### Given exercise
Exactly retype the lines from the one containing "Generate a component" through the one containing "h-[48px] w-[518px] border-y-2"; both ends count, pictures do not.

....................

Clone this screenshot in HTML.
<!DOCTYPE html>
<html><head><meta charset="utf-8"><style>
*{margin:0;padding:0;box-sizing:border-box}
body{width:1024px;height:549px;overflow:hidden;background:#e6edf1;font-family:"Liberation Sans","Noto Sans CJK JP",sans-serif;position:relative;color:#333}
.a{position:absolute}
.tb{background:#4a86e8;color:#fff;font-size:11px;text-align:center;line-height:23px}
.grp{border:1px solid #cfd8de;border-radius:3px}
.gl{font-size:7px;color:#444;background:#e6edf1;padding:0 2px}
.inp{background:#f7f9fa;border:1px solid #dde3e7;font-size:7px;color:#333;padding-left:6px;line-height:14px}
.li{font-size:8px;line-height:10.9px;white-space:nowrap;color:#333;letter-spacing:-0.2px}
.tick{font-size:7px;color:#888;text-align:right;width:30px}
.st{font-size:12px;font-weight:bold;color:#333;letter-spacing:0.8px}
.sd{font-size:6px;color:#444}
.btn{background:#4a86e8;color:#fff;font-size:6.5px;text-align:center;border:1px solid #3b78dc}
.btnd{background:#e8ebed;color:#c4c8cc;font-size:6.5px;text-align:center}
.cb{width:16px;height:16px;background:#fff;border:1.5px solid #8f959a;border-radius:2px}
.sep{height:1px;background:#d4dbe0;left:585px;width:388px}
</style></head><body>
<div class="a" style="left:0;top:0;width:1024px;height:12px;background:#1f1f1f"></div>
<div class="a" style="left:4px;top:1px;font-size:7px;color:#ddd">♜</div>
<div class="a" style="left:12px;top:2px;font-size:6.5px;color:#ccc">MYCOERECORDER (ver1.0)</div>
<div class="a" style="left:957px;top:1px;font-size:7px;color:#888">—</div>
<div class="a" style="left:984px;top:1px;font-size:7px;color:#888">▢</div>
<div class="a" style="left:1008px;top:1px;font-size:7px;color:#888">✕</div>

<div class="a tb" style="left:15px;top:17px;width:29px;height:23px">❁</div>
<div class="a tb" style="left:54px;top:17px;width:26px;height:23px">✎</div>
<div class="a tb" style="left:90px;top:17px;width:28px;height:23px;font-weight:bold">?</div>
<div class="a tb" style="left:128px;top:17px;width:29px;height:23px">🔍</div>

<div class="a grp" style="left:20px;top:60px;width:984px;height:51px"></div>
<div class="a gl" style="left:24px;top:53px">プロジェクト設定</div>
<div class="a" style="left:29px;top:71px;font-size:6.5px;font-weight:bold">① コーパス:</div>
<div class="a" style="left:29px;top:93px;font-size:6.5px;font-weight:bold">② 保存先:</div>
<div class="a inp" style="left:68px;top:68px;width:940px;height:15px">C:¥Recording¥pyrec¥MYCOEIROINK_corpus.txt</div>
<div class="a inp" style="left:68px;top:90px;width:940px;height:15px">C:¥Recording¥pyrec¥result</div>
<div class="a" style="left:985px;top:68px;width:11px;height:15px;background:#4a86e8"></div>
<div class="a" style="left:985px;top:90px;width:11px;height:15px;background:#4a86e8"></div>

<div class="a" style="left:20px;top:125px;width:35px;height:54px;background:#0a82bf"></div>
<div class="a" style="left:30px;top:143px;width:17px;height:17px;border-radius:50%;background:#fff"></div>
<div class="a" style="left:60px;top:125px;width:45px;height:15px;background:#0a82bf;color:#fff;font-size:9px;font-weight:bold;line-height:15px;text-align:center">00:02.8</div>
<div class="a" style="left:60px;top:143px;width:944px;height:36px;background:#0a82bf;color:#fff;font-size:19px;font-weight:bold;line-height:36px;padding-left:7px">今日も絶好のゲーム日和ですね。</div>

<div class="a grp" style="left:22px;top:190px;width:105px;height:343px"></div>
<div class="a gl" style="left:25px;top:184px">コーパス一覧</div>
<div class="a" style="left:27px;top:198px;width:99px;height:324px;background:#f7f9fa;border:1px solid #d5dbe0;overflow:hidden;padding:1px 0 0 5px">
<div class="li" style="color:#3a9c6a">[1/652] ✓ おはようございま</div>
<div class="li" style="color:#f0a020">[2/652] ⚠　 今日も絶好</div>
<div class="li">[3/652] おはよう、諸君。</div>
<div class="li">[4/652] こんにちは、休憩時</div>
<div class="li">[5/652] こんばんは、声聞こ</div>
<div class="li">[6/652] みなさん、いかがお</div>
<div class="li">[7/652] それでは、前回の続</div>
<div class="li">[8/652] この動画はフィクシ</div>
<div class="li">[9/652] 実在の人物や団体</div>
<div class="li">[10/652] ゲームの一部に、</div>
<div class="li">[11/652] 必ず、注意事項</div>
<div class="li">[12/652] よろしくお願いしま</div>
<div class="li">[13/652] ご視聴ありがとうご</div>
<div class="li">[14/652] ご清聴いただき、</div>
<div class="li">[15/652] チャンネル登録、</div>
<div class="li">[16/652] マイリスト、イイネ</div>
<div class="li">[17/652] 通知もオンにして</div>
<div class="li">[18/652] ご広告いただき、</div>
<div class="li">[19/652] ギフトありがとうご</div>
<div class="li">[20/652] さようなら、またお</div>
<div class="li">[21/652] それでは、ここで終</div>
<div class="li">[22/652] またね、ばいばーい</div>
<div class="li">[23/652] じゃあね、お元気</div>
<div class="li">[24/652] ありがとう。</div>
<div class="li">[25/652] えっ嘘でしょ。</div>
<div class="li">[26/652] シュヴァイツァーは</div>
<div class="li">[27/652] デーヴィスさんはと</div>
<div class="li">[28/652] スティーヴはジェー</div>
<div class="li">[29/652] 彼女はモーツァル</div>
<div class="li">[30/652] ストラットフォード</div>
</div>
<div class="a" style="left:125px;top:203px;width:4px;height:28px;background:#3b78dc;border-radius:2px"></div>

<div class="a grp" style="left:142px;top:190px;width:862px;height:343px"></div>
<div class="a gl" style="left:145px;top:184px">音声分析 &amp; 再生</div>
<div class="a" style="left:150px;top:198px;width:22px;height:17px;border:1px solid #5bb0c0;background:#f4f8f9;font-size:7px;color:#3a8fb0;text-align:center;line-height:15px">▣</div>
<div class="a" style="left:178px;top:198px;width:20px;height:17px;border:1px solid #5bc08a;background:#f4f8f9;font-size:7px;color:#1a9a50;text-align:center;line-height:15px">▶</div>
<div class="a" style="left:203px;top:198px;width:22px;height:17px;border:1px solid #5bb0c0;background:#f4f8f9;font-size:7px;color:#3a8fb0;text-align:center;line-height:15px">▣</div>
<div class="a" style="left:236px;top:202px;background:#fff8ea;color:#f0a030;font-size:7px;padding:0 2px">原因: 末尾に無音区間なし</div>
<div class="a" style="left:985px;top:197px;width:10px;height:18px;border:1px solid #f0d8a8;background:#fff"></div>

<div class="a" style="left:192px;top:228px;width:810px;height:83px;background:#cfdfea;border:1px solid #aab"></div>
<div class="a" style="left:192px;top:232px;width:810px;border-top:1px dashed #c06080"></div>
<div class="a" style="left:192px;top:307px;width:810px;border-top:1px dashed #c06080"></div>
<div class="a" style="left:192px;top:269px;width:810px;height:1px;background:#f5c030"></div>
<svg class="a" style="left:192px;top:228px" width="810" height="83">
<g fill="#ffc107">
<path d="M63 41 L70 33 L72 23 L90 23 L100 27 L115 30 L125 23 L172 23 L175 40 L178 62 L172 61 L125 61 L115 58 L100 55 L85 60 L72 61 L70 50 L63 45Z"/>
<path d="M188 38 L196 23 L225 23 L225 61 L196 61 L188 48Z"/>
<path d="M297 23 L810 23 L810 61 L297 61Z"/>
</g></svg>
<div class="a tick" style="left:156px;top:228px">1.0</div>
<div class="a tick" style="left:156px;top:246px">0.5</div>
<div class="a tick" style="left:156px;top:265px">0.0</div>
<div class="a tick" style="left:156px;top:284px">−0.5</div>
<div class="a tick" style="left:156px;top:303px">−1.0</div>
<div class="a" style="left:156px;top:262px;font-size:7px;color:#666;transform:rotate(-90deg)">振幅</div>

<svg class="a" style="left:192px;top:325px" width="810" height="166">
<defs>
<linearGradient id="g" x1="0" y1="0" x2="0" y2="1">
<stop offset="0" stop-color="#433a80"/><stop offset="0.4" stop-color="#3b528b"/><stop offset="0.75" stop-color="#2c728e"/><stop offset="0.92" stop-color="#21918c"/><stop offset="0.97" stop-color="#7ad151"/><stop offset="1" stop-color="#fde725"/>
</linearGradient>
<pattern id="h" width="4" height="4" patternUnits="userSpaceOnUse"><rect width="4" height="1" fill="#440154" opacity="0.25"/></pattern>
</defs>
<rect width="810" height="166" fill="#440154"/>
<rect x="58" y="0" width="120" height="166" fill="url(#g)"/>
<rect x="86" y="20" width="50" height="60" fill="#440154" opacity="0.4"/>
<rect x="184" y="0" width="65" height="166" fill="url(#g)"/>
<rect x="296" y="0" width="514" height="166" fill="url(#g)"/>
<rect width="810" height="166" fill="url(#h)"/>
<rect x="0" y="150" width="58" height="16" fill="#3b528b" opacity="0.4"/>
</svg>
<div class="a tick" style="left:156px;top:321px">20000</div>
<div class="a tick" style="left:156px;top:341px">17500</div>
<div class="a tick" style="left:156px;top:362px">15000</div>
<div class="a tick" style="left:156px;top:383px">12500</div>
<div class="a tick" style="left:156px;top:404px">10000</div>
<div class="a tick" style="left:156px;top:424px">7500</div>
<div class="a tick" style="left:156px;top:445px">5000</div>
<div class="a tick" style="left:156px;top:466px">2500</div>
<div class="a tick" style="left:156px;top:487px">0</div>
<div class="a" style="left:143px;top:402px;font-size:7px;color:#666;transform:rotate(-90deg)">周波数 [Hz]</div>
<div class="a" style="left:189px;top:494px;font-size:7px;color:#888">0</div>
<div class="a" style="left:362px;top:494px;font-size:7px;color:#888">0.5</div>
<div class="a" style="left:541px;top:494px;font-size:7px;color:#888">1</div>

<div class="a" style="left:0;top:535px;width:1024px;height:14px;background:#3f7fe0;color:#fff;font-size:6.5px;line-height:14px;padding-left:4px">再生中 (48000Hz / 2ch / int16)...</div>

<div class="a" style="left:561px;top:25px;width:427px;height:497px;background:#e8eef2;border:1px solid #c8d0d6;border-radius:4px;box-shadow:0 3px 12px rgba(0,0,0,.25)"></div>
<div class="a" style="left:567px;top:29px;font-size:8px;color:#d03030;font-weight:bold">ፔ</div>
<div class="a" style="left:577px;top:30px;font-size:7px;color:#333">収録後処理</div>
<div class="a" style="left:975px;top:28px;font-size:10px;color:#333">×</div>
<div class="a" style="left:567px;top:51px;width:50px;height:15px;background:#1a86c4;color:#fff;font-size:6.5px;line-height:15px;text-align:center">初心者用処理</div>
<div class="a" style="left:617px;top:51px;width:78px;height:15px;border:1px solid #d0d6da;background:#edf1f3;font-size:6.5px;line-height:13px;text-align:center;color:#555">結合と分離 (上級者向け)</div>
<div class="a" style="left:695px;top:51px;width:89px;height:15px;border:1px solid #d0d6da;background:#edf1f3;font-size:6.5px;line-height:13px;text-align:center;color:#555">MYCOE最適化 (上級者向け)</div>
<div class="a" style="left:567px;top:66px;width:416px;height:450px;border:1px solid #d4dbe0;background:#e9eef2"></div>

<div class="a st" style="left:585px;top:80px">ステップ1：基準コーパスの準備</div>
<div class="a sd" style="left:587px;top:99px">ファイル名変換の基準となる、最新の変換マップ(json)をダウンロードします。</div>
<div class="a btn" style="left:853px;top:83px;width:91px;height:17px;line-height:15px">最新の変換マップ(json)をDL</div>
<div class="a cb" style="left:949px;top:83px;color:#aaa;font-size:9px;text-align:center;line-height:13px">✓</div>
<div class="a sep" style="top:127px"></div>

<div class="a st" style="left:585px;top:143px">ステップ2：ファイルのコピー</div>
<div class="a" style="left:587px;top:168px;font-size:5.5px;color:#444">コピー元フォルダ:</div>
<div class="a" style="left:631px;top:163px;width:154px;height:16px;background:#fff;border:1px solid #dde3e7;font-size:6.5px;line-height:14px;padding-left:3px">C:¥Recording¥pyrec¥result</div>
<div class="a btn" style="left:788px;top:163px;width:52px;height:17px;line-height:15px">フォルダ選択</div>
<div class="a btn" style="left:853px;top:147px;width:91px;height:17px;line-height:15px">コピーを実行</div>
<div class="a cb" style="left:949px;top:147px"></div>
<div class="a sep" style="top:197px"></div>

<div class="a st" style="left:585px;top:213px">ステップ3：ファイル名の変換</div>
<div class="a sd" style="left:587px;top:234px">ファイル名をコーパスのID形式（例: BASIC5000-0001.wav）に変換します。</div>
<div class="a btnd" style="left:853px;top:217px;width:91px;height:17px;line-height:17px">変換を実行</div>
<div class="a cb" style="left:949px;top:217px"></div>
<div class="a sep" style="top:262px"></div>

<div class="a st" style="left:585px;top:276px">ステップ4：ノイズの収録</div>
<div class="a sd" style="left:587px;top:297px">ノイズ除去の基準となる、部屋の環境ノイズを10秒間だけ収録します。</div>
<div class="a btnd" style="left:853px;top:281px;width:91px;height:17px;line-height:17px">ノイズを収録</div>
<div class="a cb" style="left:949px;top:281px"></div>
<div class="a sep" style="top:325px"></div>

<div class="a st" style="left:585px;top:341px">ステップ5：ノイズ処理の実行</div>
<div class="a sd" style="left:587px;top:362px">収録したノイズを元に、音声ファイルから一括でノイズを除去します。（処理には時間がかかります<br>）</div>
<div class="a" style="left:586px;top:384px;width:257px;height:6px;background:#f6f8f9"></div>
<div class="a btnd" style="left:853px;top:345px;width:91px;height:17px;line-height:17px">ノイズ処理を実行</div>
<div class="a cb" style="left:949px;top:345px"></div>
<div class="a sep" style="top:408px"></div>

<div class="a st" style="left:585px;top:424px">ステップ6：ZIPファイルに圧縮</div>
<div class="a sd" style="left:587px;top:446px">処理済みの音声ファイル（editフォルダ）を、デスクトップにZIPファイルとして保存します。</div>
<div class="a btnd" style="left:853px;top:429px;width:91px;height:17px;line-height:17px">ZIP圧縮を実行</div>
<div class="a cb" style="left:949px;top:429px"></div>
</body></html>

....................

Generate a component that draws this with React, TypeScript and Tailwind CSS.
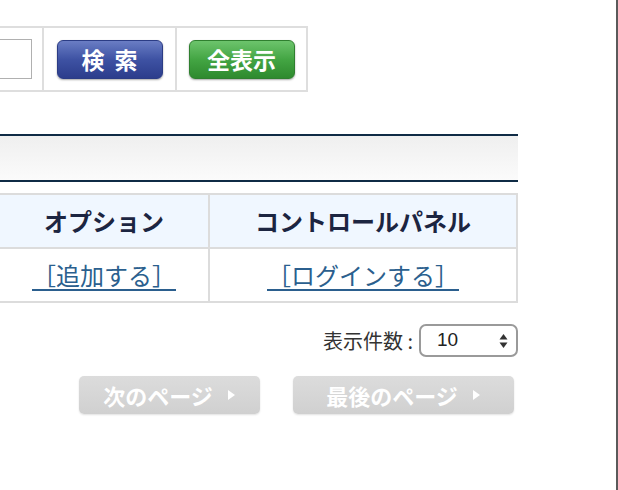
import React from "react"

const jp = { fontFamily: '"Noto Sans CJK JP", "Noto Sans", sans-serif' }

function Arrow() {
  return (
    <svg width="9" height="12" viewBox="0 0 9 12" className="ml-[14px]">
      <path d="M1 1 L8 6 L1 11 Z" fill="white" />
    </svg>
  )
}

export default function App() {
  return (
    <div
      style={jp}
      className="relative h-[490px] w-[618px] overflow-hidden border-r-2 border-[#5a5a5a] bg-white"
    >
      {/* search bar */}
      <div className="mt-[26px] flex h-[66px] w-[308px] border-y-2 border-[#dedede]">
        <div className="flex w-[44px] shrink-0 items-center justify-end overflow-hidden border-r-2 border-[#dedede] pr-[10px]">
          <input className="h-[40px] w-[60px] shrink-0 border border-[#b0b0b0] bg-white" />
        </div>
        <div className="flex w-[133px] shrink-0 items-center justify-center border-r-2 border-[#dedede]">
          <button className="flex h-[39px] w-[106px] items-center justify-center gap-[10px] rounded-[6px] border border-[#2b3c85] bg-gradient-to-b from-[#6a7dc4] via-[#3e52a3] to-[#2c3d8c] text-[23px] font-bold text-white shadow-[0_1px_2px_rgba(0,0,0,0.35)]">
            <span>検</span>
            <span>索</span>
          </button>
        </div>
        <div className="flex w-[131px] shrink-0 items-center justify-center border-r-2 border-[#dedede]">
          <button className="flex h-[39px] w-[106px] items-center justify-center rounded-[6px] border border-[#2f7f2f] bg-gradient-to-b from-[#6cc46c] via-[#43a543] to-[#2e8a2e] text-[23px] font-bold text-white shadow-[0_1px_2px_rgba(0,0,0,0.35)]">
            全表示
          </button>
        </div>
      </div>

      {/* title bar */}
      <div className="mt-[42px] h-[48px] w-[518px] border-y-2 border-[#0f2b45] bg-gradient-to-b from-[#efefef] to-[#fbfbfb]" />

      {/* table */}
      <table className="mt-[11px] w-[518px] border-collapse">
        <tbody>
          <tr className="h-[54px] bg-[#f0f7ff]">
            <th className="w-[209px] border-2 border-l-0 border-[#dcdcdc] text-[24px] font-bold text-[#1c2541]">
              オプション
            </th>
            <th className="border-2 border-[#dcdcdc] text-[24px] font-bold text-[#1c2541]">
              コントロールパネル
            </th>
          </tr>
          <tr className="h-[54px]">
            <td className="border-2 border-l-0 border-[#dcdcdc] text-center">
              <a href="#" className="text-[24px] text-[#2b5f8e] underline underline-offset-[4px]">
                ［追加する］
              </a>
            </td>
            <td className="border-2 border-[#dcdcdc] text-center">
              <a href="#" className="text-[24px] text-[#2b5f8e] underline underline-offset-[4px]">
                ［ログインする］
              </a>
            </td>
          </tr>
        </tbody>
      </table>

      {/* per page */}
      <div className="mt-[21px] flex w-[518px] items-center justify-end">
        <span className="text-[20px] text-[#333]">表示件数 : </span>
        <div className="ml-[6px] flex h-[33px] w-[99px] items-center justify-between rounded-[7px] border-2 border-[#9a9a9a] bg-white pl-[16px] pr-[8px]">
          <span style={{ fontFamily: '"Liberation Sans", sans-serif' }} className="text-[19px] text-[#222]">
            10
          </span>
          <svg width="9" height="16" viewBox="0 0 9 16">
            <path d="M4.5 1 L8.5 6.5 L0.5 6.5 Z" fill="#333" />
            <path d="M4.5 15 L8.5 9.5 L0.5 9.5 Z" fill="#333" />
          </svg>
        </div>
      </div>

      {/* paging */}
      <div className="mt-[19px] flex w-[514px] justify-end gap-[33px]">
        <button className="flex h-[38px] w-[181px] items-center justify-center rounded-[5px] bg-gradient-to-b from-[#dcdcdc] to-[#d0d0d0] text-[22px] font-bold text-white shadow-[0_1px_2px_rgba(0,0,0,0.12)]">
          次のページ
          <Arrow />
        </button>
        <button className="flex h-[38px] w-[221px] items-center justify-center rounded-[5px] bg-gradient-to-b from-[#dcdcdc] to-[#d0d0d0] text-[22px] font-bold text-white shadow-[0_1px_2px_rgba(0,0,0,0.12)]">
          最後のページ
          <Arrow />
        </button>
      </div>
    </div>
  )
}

....................

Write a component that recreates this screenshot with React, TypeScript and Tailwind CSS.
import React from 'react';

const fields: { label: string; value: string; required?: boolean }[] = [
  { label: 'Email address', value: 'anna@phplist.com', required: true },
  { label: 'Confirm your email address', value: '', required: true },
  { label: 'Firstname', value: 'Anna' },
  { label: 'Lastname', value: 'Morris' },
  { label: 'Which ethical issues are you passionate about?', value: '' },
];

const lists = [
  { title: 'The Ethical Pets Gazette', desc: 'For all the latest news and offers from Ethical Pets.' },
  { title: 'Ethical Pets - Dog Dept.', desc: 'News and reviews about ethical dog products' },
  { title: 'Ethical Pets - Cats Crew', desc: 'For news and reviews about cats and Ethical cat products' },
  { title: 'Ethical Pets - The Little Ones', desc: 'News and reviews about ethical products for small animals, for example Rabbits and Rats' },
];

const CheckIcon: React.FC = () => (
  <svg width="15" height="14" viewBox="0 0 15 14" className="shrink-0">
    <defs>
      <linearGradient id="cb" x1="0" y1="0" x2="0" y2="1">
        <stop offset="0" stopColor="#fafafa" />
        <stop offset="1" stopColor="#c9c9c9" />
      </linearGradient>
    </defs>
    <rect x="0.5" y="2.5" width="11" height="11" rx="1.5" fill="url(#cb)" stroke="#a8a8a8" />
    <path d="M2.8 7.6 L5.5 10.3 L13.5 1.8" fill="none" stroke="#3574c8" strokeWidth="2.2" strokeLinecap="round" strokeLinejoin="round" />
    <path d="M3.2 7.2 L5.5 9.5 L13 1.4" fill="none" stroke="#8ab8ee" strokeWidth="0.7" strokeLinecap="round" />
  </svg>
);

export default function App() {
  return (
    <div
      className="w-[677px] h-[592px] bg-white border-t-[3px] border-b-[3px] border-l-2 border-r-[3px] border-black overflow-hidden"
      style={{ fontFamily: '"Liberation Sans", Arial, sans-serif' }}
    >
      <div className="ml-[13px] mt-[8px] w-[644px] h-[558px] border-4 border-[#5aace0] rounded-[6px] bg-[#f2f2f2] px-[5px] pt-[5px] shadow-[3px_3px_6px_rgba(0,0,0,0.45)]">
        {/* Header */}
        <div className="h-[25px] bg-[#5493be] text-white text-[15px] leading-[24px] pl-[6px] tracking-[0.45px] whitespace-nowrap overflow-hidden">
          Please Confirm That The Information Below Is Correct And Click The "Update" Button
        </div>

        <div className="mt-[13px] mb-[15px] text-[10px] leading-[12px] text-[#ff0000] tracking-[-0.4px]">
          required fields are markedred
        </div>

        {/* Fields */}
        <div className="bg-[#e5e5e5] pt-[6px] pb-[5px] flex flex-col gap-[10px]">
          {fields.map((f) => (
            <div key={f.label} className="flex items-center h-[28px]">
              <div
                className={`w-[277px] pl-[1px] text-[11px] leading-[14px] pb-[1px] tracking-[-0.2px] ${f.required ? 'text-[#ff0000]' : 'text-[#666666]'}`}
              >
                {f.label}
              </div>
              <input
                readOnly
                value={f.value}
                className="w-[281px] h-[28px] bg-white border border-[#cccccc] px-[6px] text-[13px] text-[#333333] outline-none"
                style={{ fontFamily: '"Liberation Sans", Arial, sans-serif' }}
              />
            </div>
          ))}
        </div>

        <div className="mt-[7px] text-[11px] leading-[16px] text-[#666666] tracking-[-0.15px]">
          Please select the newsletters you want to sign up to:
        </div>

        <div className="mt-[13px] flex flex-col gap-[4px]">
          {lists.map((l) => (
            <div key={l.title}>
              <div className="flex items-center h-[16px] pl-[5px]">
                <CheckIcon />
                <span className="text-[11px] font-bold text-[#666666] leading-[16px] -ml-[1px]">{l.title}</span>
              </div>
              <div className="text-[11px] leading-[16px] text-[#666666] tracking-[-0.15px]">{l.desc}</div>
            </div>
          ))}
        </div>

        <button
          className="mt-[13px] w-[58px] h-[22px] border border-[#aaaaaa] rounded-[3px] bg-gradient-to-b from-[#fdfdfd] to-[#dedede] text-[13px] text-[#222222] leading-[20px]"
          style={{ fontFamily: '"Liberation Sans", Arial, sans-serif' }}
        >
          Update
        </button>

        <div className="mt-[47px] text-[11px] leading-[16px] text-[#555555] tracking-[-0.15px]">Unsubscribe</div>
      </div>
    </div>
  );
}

....................

### Right answer
Generate a component that draws this with React, TypeScript and Tailwind CSS.
import React from "react"

const jp = { fontFamily: '"Noto Sans CJK JP", "Noto Sans", sans-serif' }

function Arrow() {
  return (
    <svg width="9" height="12" viewBox="0 0 9 12" className="ml-[14px]">
      <path d="M1 1 L8 6 L1 11 Z" fill="white" />
    </svg>
  )
}

export default function App() {
  return (
    <div
      style={jp}
      className="relative h-[490px] w-[618px] overflow-hidden border-r-2 border-[#5a5a5a] bg-white"
    >
      {/* search bar */}
      <div className="mt-[26px] flex h-[66px] w-[308px] border-y-2 border-[#dedede]">
        <div className="flex w-[44px] shrink-0 items-center justify-end overflow-hidden border-r-2 border-[#dedede] pr-[10px]">
          <input className="h-[40px] w-[60px] shrink-0 border border-[#b0b0b0] bg-white" />
        </div>
        <div className="flex w-[133px] shrink-0 items-center justify-center border-r-2 border-[#dedede]">
          <button className="flex h-[39px] w-[106px] items-center justify-center gap-[10px] rounded-[6px] border border-[#2b3c85] bg-gradient-to-b from-[#6a7dc4] via-[#3e52a3] to-[#2c3d8c] text-[23px] font-bold text-white shadow-[0_1px_2px_rgba(0,0,0,0.35)]">
            <span>検</span>
            <span>索</span>
          </button>
        </div>
        <div className="flex w-[131px] shrink-0 items-center justify-center border-r-2 border-[#dedede]">
          <button className="flex h-[39px] w-[106px] items-center justify-center rounded-[6px] border border-[#2f7f2f] bg-gradient-to-b from-[#6cc46c] via-[#43a543] to-[#2e8a2e] text-[23px] font-bold text-white shadow-[0_1px_2px_rgba(0,0,0,0.35)]">
            全表示
          </button>
        </div>
      </div>

      {/* title bar */}
      <div className="mt-[42px] h-[48px] w-[518px] border-y-2 border-[#0f2b45] bg-gradient-to-b from-[#efefef] to-[#fbfbfb]" />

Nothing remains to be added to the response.